> DATASET CONTENT:
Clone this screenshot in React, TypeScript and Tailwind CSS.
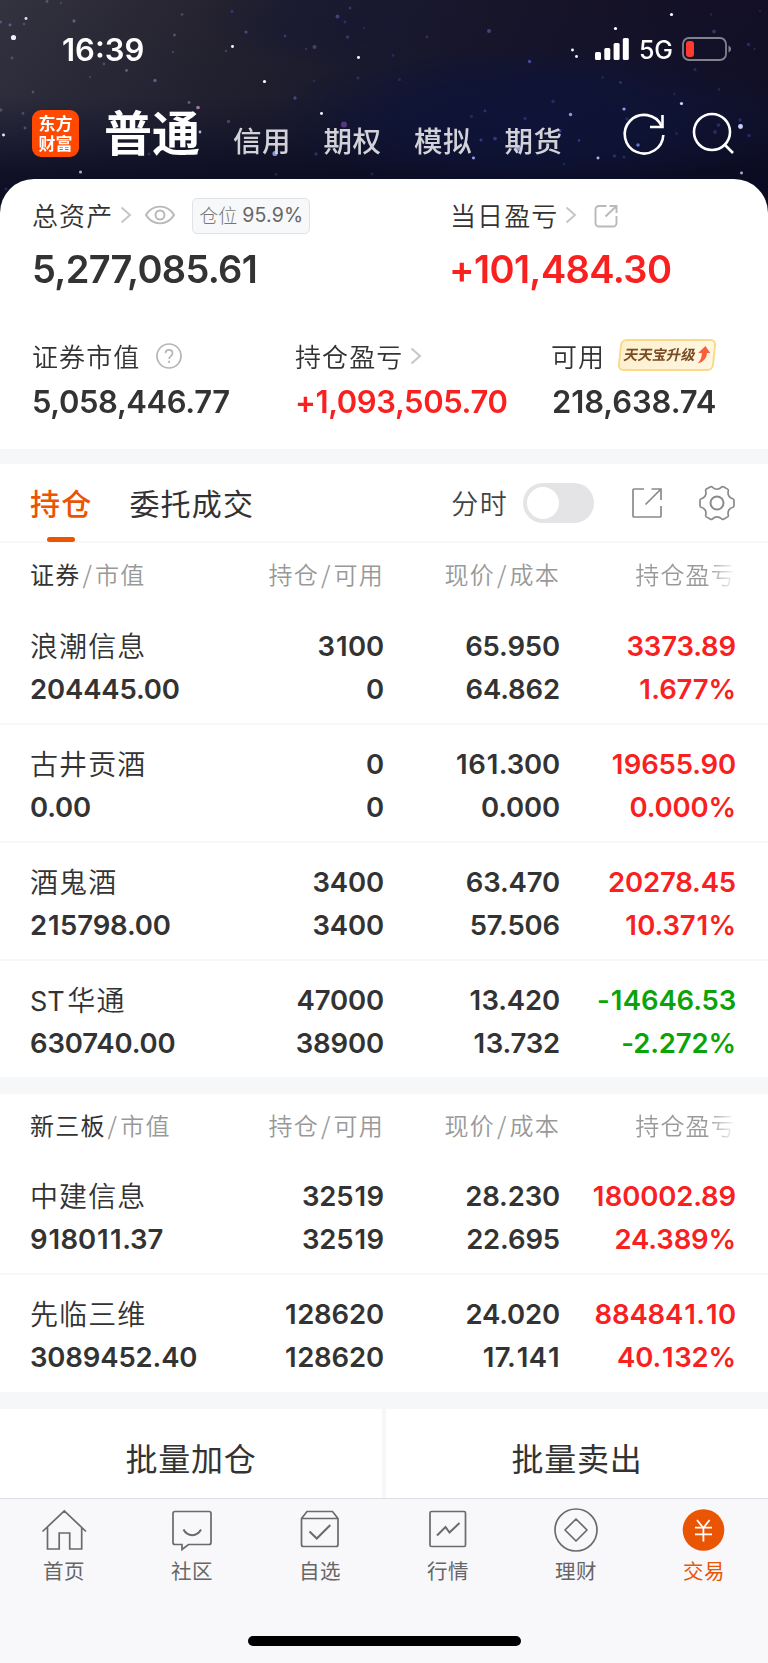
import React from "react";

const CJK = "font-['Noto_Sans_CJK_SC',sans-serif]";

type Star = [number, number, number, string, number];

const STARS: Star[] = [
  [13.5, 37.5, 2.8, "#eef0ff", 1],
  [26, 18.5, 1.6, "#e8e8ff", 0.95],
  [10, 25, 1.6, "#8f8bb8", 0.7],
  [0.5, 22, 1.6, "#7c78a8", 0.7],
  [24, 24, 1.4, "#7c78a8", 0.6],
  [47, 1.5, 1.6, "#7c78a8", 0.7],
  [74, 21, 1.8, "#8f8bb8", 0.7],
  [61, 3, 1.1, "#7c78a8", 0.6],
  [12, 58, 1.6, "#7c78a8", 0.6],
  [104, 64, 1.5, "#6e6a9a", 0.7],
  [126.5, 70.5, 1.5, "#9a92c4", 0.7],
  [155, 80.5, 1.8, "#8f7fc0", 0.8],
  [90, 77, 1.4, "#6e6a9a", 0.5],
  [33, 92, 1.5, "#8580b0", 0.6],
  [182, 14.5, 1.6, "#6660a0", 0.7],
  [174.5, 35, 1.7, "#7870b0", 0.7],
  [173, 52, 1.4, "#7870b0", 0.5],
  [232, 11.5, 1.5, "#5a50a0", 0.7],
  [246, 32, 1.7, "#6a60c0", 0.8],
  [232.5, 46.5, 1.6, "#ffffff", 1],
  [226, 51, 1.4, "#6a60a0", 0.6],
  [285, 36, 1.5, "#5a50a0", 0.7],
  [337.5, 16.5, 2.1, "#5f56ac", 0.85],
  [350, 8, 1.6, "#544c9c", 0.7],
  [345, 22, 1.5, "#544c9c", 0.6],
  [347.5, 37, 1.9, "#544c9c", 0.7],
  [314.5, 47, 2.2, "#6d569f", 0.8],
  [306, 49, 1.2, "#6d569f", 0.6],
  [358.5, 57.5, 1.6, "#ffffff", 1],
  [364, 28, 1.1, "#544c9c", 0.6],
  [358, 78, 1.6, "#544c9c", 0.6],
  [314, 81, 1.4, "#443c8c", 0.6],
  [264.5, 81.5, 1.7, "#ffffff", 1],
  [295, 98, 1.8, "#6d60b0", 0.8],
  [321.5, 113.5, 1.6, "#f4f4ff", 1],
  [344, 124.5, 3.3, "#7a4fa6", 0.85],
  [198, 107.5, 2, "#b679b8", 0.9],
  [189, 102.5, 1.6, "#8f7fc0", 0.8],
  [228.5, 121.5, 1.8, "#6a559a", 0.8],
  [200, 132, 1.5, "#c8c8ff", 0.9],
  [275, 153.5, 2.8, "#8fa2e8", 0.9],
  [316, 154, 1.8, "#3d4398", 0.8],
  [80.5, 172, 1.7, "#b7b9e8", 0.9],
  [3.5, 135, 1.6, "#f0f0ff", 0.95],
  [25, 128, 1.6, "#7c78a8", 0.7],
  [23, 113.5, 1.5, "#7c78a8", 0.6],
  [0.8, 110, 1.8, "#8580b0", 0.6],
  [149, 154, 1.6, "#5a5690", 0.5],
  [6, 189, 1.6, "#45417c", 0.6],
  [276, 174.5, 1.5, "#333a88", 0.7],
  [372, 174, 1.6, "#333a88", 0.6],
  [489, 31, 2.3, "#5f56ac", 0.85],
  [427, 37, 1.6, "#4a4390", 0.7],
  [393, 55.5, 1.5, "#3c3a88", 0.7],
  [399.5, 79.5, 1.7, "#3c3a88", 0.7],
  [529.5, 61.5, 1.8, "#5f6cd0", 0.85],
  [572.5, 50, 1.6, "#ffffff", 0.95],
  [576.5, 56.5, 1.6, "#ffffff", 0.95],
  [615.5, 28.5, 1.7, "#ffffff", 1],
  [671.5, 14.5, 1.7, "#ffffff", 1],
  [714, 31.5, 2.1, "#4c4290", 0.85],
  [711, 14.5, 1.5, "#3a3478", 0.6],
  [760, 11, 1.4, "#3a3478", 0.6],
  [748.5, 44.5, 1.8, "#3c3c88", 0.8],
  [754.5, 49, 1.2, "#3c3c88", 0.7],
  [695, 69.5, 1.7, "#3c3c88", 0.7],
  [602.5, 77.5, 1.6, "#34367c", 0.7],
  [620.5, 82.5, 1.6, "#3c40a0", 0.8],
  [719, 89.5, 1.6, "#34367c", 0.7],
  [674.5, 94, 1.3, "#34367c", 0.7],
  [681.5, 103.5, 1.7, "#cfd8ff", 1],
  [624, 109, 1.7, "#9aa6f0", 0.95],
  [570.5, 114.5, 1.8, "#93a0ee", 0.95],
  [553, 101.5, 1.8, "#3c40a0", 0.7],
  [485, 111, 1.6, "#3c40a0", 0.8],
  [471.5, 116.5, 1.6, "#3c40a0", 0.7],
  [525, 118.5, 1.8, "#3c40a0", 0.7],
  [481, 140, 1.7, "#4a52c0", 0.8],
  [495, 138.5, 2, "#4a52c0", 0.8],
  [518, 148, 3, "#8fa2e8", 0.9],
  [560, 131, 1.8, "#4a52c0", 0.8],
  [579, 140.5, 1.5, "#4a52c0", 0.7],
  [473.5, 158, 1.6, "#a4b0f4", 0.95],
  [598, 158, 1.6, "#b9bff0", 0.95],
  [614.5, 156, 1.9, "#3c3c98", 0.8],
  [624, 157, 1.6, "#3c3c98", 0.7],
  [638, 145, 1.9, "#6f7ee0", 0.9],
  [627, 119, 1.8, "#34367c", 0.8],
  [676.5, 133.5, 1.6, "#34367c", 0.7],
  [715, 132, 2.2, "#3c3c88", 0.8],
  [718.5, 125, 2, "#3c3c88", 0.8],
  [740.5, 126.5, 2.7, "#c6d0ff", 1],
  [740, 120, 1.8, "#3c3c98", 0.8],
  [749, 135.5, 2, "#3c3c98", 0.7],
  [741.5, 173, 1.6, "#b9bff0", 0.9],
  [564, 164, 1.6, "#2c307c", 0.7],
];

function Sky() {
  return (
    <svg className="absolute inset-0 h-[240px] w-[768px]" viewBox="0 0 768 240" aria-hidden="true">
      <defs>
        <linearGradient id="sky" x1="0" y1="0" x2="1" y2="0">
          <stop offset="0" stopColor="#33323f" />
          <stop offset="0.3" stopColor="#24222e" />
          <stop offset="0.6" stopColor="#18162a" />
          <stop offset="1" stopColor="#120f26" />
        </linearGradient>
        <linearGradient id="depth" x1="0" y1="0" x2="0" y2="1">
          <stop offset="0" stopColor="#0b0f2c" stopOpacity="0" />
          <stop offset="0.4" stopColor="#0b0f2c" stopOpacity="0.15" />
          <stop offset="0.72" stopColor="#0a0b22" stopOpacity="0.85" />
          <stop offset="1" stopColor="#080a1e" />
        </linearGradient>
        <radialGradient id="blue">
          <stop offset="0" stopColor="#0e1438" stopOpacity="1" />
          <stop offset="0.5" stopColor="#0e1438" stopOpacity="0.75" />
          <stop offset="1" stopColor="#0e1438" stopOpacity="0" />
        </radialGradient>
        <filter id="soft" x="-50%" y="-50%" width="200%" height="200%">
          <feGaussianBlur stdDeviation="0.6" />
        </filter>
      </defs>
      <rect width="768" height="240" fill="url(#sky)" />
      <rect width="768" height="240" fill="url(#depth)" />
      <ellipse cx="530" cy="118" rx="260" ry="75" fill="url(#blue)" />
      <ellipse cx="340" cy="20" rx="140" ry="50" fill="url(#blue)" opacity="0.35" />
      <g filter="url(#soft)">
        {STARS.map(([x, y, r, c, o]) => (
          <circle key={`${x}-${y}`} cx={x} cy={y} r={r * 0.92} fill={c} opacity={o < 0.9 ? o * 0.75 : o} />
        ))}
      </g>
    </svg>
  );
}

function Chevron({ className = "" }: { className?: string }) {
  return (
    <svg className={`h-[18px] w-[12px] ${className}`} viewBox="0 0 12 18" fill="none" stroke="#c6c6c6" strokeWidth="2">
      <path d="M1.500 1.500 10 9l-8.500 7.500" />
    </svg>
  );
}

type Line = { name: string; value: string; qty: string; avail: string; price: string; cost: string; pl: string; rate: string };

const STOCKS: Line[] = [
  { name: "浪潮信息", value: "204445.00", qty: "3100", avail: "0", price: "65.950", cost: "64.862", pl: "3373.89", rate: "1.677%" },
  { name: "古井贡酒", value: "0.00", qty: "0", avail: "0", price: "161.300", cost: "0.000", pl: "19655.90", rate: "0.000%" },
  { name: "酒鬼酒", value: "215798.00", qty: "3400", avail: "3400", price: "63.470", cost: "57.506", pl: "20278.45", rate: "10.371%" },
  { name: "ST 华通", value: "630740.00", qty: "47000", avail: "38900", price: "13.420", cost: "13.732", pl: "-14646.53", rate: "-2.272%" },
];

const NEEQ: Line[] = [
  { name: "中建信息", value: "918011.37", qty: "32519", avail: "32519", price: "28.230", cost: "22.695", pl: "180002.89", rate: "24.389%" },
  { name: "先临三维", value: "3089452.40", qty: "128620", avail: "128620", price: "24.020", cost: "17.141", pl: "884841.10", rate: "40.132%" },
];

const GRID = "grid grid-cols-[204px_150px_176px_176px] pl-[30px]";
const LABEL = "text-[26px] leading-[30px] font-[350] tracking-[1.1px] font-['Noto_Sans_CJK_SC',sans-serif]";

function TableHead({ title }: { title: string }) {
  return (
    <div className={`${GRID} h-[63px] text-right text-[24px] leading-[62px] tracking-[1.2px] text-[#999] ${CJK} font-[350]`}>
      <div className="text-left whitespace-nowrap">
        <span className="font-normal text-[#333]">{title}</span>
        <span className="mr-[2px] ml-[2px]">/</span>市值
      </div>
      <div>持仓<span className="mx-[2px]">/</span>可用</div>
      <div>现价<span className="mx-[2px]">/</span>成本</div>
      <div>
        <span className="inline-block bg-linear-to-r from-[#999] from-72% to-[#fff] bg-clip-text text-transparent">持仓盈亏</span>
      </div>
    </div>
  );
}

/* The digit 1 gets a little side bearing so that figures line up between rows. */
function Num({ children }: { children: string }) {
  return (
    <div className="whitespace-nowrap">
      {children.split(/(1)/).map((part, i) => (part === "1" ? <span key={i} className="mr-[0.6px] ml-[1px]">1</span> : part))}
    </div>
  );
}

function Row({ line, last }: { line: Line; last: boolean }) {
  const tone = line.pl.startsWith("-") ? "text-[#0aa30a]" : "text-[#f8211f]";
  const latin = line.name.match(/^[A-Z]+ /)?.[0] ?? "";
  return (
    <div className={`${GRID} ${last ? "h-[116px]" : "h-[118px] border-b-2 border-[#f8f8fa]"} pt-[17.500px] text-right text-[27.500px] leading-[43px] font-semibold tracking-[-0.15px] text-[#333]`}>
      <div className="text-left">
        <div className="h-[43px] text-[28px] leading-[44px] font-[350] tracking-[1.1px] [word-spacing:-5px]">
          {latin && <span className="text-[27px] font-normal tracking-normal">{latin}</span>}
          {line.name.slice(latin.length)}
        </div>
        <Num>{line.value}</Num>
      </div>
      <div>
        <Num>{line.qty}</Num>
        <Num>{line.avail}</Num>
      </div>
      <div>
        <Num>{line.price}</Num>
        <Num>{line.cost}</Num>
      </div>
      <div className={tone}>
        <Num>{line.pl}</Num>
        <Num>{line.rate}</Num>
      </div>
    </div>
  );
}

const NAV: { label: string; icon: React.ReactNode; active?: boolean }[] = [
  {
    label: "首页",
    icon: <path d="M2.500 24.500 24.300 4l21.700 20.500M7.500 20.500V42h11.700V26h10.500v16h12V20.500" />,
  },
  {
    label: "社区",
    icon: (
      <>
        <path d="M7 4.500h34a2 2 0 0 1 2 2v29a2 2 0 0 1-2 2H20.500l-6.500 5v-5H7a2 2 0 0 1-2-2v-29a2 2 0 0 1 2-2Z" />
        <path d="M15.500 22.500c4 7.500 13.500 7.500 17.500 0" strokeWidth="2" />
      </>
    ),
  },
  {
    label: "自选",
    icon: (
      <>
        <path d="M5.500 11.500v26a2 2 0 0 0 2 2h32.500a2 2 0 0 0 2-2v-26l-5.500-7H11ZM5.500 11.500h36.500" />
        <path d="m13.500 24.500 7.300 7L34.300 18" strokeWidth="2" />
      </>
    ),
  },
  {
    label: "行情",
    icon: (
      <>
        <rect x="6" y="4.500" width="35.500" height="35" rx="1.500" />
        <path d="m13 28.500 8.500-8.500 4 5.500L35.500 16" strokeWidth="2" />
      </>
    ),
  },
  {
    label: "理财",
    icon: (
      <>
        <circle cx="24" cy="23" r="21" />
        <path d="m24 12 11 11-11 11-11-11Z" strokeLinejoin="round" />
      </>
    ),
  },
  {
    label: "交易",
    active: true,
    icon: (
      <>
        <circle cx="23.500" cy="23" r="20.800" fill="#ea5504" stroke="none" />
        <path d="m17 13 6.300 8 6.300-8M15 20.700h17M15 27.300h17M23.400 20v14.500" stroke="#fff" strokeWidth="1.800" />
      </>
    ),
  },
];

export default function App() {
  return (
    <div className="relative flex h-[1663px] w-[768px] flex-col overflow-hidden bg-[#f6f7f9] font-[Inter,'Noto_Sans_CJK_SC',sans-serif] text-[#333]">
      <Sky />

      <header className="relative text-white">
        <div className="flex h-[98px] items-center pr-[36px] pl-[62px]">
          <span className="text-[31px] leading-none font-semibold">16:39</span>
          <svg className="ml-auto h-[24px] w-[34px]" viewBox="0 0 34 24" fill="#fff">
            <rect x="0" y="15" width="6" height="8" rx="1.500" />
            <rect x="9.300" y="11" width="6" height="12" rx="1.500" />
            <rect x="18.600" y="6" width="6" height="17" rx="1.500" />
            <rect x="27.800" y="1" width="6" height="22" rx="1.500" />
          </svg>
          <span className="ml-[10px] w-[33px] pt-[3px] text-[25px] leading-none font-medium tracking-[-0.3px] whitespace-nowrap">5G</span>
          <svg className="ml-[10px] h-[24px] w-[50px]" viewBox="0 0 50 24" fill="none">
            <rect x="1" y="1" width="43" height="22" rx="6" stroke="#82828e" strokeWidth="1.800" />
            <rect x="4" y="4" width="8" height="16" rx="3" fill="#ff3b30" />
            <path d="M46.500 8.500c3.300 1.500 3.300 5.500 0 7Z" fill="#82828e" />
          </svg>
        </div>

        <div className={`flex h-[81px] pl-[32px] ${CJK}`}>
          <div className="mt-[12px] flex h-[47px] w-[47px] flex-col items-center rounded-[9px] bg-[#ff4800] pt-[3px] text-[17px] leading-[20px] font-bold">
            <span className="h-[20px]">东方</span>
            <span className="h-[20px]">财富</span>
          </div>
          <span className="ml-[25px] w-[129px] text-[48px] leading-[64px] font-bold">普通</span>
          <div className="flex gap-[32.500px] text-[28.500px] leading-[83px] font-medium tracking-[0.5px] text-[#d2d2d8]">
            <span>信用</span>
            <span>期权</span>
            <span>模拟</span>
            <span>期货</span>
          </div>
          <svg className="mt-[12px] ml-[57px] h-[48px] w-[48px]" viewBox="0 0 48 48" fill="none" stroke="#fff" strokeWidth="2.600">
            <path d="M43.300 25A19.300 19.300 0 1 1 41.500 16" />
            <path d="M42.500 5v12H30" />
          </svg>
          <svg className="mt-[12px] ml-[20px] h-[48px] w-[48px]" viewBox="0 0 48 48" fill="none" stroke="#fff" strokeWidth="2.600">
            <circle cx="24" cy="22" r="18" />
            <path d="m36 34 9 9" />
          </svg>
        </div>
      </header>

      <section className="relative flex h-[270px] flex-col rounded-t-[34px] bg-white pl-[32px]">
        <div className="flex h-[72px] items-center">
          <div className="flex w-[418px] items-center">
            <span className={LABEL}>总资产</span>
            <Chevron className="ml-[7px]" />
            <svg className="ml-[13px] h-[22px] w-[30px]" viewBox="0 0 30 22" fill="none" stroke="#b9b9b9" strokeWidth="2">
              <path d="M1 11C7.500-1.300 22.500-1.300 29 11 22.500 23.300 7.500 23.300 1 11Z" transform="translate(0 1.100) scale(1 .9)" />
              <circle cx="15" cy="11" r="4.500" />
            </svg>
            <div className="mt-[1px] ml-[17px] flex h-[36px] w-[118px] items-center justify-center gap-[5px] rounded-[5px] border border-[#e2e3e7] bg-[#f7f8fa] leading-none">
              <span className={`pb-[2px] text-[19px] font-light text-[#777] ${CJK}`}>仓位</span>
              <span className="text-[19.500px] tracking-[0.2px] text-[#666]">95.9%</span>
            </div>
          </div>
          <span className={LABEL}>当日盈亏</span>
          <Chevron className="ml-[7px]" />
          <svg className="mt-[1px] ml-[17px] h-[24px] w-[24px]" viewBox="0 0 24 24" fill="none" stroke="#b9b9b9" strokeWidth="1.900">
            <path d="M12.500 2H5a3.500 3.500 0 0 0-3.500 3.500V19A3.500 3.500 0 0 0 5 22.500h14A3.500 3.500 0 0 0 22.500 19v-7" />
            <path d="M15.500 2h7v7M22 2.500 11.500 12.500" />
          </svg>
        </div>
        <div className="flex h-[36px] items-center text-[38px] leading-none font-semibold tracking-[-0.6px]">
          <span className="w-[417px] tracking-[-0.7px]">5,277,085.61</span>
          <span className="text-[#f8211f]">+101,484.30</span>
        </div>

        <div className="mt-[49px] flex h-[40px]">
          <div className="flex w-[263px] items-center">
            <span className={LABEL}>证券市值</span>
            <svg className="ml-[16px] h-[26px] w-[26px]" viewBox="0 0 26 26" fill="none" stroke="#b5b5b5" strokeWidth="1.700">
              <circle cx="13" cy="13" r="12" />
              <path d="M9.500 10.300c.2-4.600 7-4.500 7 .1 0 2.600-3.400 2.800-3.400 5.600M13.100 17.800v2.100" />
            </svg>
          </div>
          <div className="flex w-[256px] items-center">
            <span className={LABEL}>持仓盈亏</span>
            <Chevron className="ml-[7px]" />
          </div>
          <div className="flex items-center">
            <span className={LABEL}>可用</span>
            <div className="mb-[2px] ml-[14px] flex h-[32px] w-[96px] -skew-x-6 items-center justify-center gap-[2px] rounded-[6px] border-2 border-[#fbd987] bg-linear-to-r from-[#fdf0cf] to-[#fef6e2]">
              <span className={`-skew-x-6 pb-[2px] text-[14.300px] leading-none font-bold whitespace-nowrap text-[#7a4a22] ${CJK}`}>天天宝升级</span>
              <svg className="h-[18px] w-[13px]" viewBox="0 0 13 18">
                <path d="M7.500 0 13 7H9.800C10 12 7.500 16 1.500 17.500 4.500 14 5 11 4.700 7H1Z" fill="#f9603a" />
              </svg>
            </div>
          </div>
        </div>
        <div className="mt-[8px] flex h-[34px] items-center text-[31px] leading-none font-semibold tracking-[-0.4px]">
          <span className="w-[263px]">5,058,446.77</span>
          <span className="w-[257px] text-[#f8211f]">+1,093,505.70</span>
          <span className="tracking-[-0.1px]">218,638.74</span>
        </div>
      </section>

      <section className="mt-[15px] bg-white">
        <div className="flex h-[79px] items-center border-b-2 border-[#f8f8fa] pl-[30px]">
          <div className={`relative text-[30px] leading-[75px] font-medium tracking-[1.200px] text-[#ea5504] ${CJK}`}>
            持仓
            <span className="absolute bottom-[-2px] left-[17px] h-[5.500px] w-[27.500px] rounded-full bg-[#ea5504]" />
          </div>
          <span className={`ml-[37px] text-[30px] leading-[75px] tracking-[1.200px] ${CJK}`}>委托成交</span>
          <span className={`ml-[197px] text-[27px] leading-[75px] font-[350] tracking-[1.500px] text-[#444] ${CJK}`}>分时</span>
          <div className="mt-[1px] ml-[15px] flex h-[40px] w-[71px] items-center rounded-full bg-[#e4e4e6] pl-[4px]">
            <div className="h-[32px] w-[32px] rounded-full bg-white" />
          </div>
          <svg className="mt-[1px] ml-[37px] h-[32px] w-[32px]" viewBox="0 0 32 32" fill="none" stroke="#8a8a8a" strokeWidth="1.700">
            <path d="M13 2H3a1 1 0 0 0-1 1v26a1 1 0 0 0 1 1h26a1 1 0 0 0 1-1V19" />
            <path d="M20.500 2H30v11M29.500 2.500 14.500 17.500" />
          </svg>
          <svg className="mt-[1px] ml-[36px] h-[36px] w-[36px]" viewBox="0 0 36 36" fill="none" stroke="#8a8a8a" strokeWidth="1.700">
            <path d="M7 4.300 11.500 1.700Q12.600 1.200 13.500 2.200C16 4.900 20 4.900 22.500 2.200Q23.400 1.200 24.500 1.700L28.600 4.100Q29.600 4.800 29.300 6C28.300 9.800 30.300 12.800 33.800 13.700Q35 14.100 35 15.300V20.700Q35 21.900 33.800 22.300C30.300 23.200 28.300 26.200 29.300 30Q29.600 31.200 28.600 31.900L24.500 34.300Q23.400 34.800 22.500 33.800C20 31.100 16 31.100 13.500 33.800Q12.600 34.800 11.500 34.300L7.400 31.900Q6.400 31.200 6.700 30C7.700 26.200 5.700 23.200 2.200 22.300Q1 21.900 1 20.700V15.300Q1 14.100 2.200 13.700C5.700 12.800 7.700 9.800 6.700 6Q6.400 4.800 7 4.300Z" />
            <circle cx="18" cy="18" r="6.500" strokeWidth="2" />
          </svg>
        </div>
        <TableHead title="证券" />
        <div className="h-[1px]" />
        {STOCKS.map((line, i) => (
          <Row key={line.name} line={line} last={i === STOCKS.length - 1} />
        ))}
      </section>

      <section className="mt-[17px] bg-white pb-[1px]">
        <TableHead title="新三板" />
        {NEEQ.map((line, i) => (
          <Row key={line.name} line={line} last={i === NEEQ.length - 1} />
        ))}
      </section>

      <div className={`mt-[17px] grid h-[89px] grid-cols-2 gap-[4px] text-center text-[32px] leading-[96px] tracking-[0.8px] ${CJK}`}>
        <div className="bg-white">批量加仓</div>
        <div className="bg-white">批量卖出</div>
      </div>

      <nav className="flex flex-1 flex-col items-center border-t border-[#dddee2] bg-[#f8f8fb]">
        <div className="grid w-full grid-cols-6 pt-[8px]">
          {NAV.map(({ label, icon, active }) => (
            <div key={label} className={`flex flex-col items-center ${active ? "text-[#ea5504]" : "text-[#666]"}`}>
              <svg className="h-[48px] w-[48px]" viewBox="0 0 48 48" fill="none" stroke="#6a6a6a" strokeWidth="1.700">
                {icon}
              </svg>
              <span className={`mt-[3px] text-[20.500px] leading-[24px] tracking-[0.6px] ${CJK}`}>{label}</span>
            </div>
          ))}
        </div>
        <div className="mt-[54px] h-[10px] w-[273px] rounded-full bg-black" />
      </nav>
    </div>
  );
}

> SHORT EXERCISE:
Write out, word for word, the lines from the start of the data through the one holding "type Star = [number, number, number, string, number];". Omit pictures.

> RESULT OF THE EXERCISE:
Clone this screenshot in React, TypeScript and Tailwind CSS.
import React from "react";

const CJK = "font-['Noto_Sans_CJK_SC',sans-serif]";

type Star = [number, number, number, string, number];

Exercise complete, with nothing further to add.